***** Data lines *****

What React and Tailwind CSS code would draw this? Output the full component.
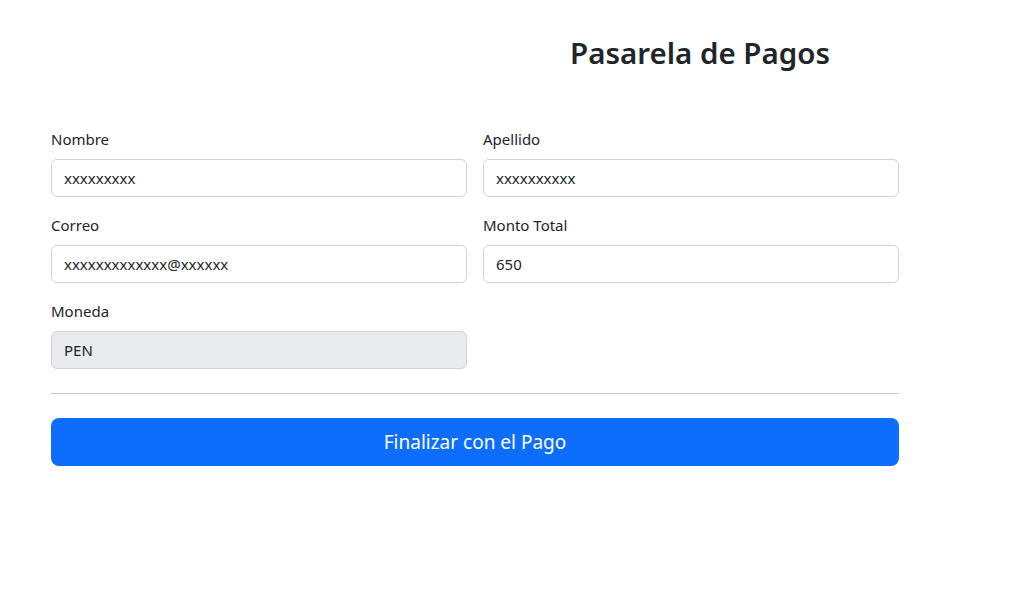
export default function App() {
  const input =
    "w-full h-[38px] rounded-[6px] border border-[#ced4da] px-3 text-[15px] text-[#212529] outline-none";

  return (
    <div className="min-h-screen bg-white text-[#212529] [font-family:'Noto_Sans',sans-serif]">
      <div className="w-[848px] ml-[51px] pt-[33px]">
        <h2 className="pl-[519px] text-[29.5px] font-semibold leading-[40px] whitespace-nowrap">Pasarela de Pagos</h2>

        <form className="mt-[54px]">
          <div className="grid grid-cols-2 gap-x-4">
            {[
              { label: "Nombre", value: "xxxxxxxxx" },
              { label: "Apellido", value: "xxxxxxxxxx" },
              { label: "Correo", value: "xxxxxxxxxxxxx@xxxxxx" },
              { label: "Monto Total", value: "650" },
            ].map(f => (
              <div key={f.label} className="mb-4">
                <label className="block mb-2 text-[15px] leading-6">{f.label}</label>
                <input className={input} defaultValue={f.value} />
              </div>
            ))}
            <div>
              <label className="block mb-2 text-[15px] leading-6">Moneda</label>
              <input className={`${input} bg-[#e9ecef]`} defaultValue="PEN" disabled />
            </div>
          </div>

          <hr className="mt-6 mb-6 border-t border-[#c8c8c8]" />

          <button type="button"
            className="w-full h-12 rounded-lg bg-[#0d6efd] text-white text-[19px]">
            Finalizar con el Pago
          </button>
        </form>
      </div>
    </div>
  );
}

*****

● **Exercise requirements**:
Except for the pictures, copy the material above exactly.

● **Result for this exercise**:
What React and Tailwind CSS code would draw this? Output the full component.
export default function App() {
  const input =
    "w-full h-[38px] rounded-[6px] border border-[#ced4da] px-3 text-[15px] text-[#212529] outline-none";

  return (
    <div className="min-h-screen bg-white text-[#212529] [font-family:'Noto_Sans',sans-serif]">
      <div className="w-[848px] ml-[51px] pt-[33px]">
        <h2 className="pl-[519px] text-[29.5px] font-semibold leading-[40px] whitespace-nowrap">Pasarela de Pagos</h2>

        <form className="mt-[54px]">
          <div className="grid grid-cols-2 gap-x-4">
            {[
              { label: "Nombre", value: "xxxxxxxxx" },
              { label: "Apellido", value: "xxxxxxxxxx" },
              { label: "Correo", value: "xxxxxxxxxxxxx@xxxxxx" },
              { label: "Monto Total", value: "650" },
            ].map(f => (
              <div key={f.label} className="mb-4">
                <label className="block mb-2 text-[15px] leading-6">{f.label}</label>
                <input className={input} defaultValue={f.value} />
              </div>
            ))}
            <div>
              <label className="block mb-2 text-[15px] leading-6">Moneda</label>
              <input className={`${input} bg-[#e9ecef]`} defaultValue="PEN" disabled />
            </div>
          </div>

          <hr className="mt-6 mb-6 border-t border-[#c8c8c8]" />

          <button type="button"
            className="w-full h-12 rounded-lg bg-[#0d6efd] text-white text-[19px]">
            Finalizar con el Pago
          </button>
        </form>
      </div>
    </div>
  );
}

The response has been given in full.